Secondly, alignments of dark matter haloes with the local vorticity field have been observed in numerical simulations (Libeskind et al., 2012, 2013). The actual mechanism is, in contrast to tidal torquing, difficult to grasp via perturbation theory or other analytic means because vorticity generation only occurs in non-linear structure formation. If the stellar component follows the orientation of the dark matter halo, one would observe a shape correlation which would be induced by correlations in the vorticity field, which is expected to show correlations only on small scales.
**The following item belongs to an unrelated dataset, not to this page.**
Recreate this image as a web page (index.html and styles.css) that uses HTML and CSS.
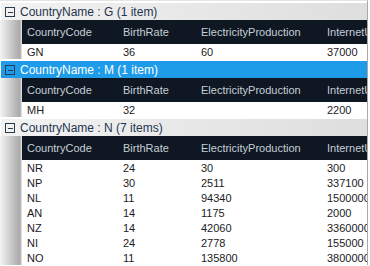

Thirdly, accretion of matter can determine shape and orientation of the stellar component. Numerical simulations of individual (spiral) galaxies have shown the presence of cold gas accretion streams (Dekel et al., 2009, Keres et al., 2009, Sales et al., 2012), which have a significant impact on the orientation of the disc and are able to tilt the orientation away from the initial one (Kimm et al., 2011, Danovich et al., 2012, Danovich et al., 2014), up to the point where the angular momentum direction shows a random walk behaviour at successive merging events (Dubois et al., 2014). It is difficult to make a statement about shape correlations which would arise in such a model, but it seems reasonable to assume that such correlations would strongly depend on the topology of the region of large-scale structure the corresponding galaxies reside in Prieto et al., (2014).